A small-piece-of-nugget incident

Just now, I put the last piece of nugget in my mouth. For some reason I turned to look down while I was chewing, and a small piece of nugget -- complete with barbecue sauce -- fell out of my mouth and square on my sweatpants. What makes this is particularly wholesome failure is that the last piece of food is in the mouth. And you still manage to fail.

Tuesday, May 6, 2008

A Moderately Vicious Cycle

Without fail, every workday morning, among my first thoughts: "I'm going to bed first thing when I get back from work."

Without fail, every workday evening, remembering my supremely important first-in-the-morning desire: "Not right now. I'll go to bed at a reasonable time."

I blog at 1 am to document this occurence.

Tuesday, April 8, 2008

Aging

I was looking at a pretty glorious picture of the International Commerce Contre under construction in Hong Kong and a memory came to me.
In the run-up to my moving to the States for good, being the skyscraper enthusiast that I am, I went around the city taking pictures of buildings. They didn't come out particularly glorious. My mother said it was because of the weather. I recall I didn't understand. It could be because the gloomy weather didn't affect me as a kid. It does now.

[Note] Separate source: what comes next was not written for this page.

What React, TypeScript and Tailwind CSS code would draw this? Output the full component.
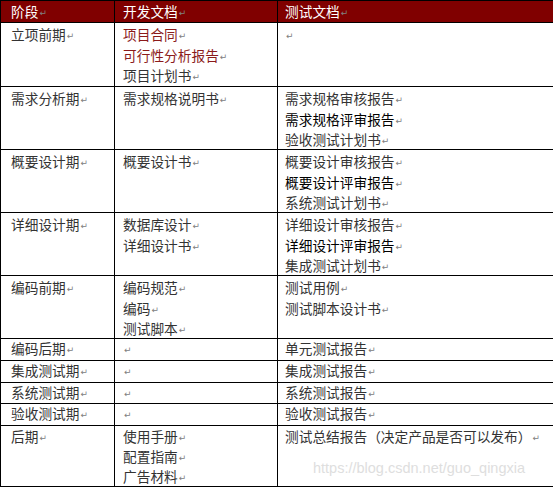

Sunday, September 16, 2007

An argument against vegetarianism

I was sitting in my car in the Steak 'n Shake parking lot eating my grilled chicken salad, and for a few moments I understood how vegetarians feel. There it is, a chuck of a former living thing, sliced up, sitting on vegetables and dressed in honey mustard for my consuming pleasure. An advance civilization descending from the stars might consider it barbaric.

Our ancestors hunted and gathered, subsisted on what filled their hunger. Eventually, they learned to domesticate animals and farm. The surplus generated by these innovations allowed some of the population to do things other than procuring food and specialization began.

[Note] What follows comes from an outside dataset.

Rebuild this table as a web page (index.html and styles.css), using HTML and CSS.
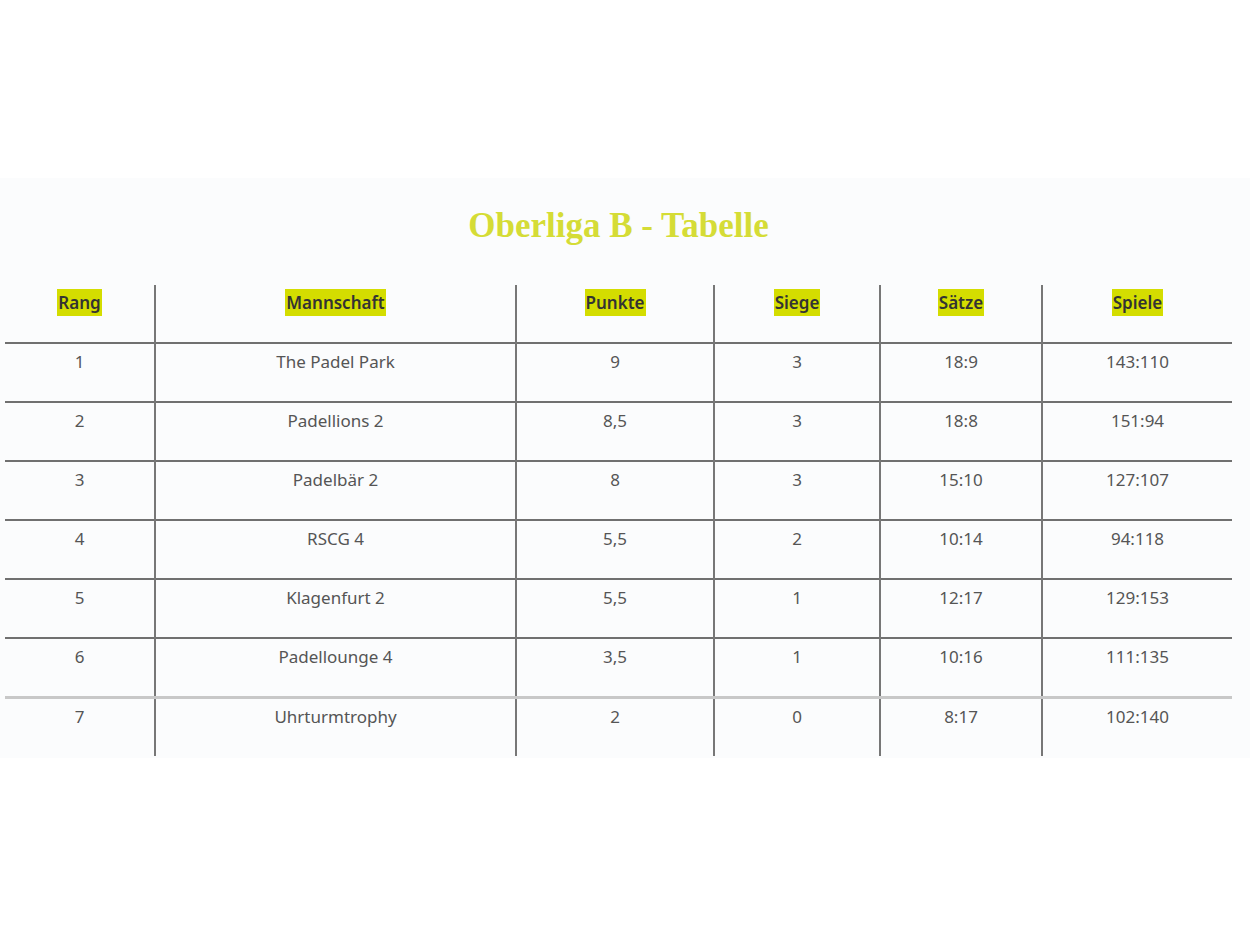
FILE: index.html
```html
<!DOCTYPE html>
<html lang="de">
<head>
<meta charset="utf-8">
<title>Oberliga B - Tabelle</title>
<link rel="stylesheet" href="styles.css">
</head>
<body>
<section class="panel">
  <h1 class="title">Oberliga B - Tabelle</h1>
  <table class="standings">
    <colgroup>
      <col class="c-rang">
      <col class="c-team">
      <col class="c-pts">
      <col class="c-wins">
      <col class="c-sets">
      <col class="c-games">
    </colgroup>
    <thead>
      <tr>
        <th><mark>Rang</mark></th>
        <th><mark>Mannschaft</mark></th>
        <th><mark>Punkte</mark></th>
        <th><mark>Siege</mark></th>
        <th><mark>Sätze</mark></th>
        <th><mark>Spiele</mark></th>
      </tr>
    </thead>
    <tbody>
      <tr><td>1</td><td>The Padel Park</td><td>9</td><td>3</td><td>18:9</td><td>143:110</td></tr>
      <tr><td>2</td><td>Padellions 2</td><td>8,5</td><td>3</td><td>18:8</td><td>151:94</td></tr>
      <tr><td>3</td><td>Padelbär 2</td><td>8</td><td>3</td><td>15:10</td><td>127:107</td></tr>
      <tr><td>4</td><td>RSCG 4</td><td>5,5</td><td>2</td><td>10:14</td><td>94:118</td></tr>
      <tr><td>5</td><td>Klagenfurt 2</td><td>5,5</td><td>1</td><td>12:17</td><td>129:153</td></tr>
      <tr class="light"><td>6</td><td>Padellounge 4</td><td>3,5</td><td>1</td><td>10:16</td><td>111:135</td></tr>
      <tr><td>7</td><td>Uhrturmtrophy</td><td>2</td><td>0</td><td>8:17</td><td>102:140</td></tr>
    </tbody>
  </table>
</section>
</body>
</html>
```

FILE: styles.css
```css
html, body {
  margin: 0;
  padding: 0;
  background: #ffffff;
}

body {
  padding-top: 178px;
  font-family: "Noto Sans", "Open Sans", sans-serif;
}

.panel {
  background: #fbfcfd;
  padding: 28px 18px 2px 5px;
}

.title {
  margin: 0 0 39px;
  text-align: center;
  font-family: "Liberation Serif", "DejaVu Serif", serif;
  font-weight: bold;
  font-size: 35px;
  line-height: 40px;
  color: #d5dc36;
}

.standings {
  width: 1227px;
  border-collapse: collapse;
  table-layout: fixed;
}

.c-rang { width: 150px; }
.c-team { width: 361px; }
.c-pts { width: 198px; }
.c-wins { width: 166px; }
.c-sets { width: 162px; }
.c-games { width: 190px; }

.standings th,
.standings td {
  text-align: center;
  vertical-align: top;
  padding: 8px 6px 29px;
  line-height: 20px;
  border-left: 2px solid #777777;
}

.standings th:first-child,
.standings td:first-child {
  border-left: none;
}

.standings th {
  font-size: 17px;
  font-weight: 600;
  color: #333333;
}

.standings td {
  font-size: 17px;
  font-weight: 400;
  color: #555555;
}

.standings thead tr,
.standings tbody tr {
  border-bottom: 2px solid #707070;
}

.standings tbody tr:last-child {
  border-bottom: none;
}

.standings tbody tr.light {
  border-bottom: 3px solid #c8c8c8;
}

mark {
  background: #d4dd00;
  color: #333333;
  padding: 2px 1px;
}
```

Fast forward to today, most of us buy our food, taking no part in its production. Most of us don't bother to think about the animals that die so we can live. Among those who do, some are disgusted by the systematic breeding and killing of animals to feed the ever-growing human population and decide to do the right thing by boycotting animal meat.

My conclusion is thus that vegetarians are people who forget their heritage. It follows that vegetarianism is bad if you believe forgetting one's heritage is a bad thing.

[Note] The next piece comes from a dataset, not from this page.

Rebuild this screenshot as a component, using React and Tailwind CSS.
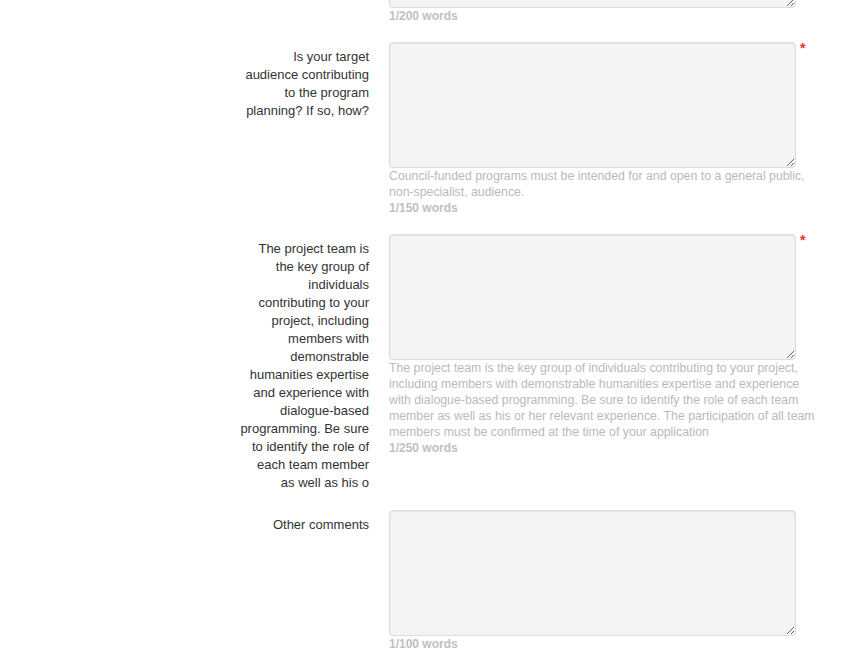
import React from 'react';

const rows = [
    {
        label: 'Is your target audience contributing to the program planning? If so, how?',
        required: true,
        help: 'Council-funded programs must be intended for and open to a general public, non-specialist, audience.',
        count: '1/150 words'
    },
    {
        label: 'The project team is the key group of individuals contributing to your project, including members with demonstrable humanities expertise and experience with dialogue-based programming. Be sure to identify the role of each team member as well as his o',
        required: true,
        help: 'The project team is the key group of individuals contributing to your project, including members with demonstrable humanities expertise and experience with dialogue-based programming. Be sure to identify the role of each team member as well as his or her relevant experience. The participation of all team members must be confirmed at the time of your application',
        count: '1/250 words'
    },
    {
        label: 'Other comments',
        required: false,
        help: null,
        count: '1/100 words'
    }
];

function Field({label, required, help, count}) {
    return (
        <div className="flex items-start gap-[20px] mb-[18px]">
            <label className="w-[129px] shrink-0 pt-[6px] text-right text-[13px] leading-[18px] text-[#333]">
                {label}
            </label>
            <div className="w-[430px] shrink-0">
                <div className="flex items-start">
                    <textarea
                        className="block w-[407px] h-[126px] rounded-[4px] border border-[#dcdcdc] bg-[#f4f4f4] shadow-[inset_0_1px_2px_rgba(0,0,0,0.07)] focus:outline-none"/>
                    {required && <span className="ml-[4px] -mt-[1px] text-[14px] font-bold leading-[14px] text-[#e8322e]">*</span>}
                </div>
                {help && <p className="text-[12.3px] leading-[16px] text-[#bababa]">{help}</p>}
                <p className="text-[12px] leading-[16px] font-bold text-[#c0c0c0]">{count}</p>
            </div>
        </div>
    );
}

export default function App() {
    return (
        <div className="w-[848px] h-[671px] overflow-hidden bg-white" style={{fontFamily: '"Liberation Sans", Arial, sans-serif'}}>
            <div className="pl-[240px] -mt-[118px]">
                <div className="flex items-start gap-[20px] mb-[18px]">
                    <div className="w-[129px] shrink-0"/>
                    <div className="w-[430px] shrink-0">
                        <textarea
                            className="block w-[407px] h-[126px] rounded-[4px] border border-[#dcdcdc] bg-[#f4f4f4] shadow-[inset_0_1px_2px_rgba(0,0,0,0.07)] focus:outline-none"/>
                        <p className="text-[12px] leading-[16px] font-bold text-[#c0c0c0]">1/200 words</p>
                    </div>
                </div>
                {rows.map((r, i) => <Field key={i} {...r}/>)}
            </div>
        </div>
    );
}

Disclaimer: I don't care if you forget your heritage. What you eat is none of my business.

Sunday, August 5, 2007

And my conclusion is...

It doesn't need a reason to die.

Monday, July 30, 2007

The Recently-Closed Cap

Have you ever had the problem of picking up a container of supplements, but don't remember if you had just taken it? Well, I think they should make caps that indicate whether it had just been closed, i.e., you have already taken pill and put down the bottle. I call this the Recently-Closed Cap.

On an unrelated note, the hopelessly cellar-dwelling Boston Celtics acquired Ray Allen from Seattle on draft night and have a deal that will be finalized any minute now that will bring Kevin Garnett from Minnesota. That would be three stars-of-the-franchise who are in their prime -- if late prime -- together in a likewise hopelessly mediocre Atlantic Division; that is obscene.

Certainly some sports writers will soon argue that we have seen this experiment before, that concentrated star power does not translate into automatic championships, citing the Portland Trail Blazers of the early 2000's and the 2003-04 L.A. Lakers, which added Karl Malone and Gary Payton to their championship tandem of Shaq and Kobe. But this is different. Allen and Garnett are two good-natured superstars who can play with Pierce. I think this will work. Danny Ainge's first good move since he took charge in Boston could just revive a franchise that has fallen on hard times since Larry Bird retired, if only for a few seasons before the "aging team" label starts to fly.

Wednesday, July 25, 2007

What's the word

It appears that my body has a natural cycle for connecting morning and evening sleep-side. With long summer days, this is in fact a crepuscular-nocturnal schedule.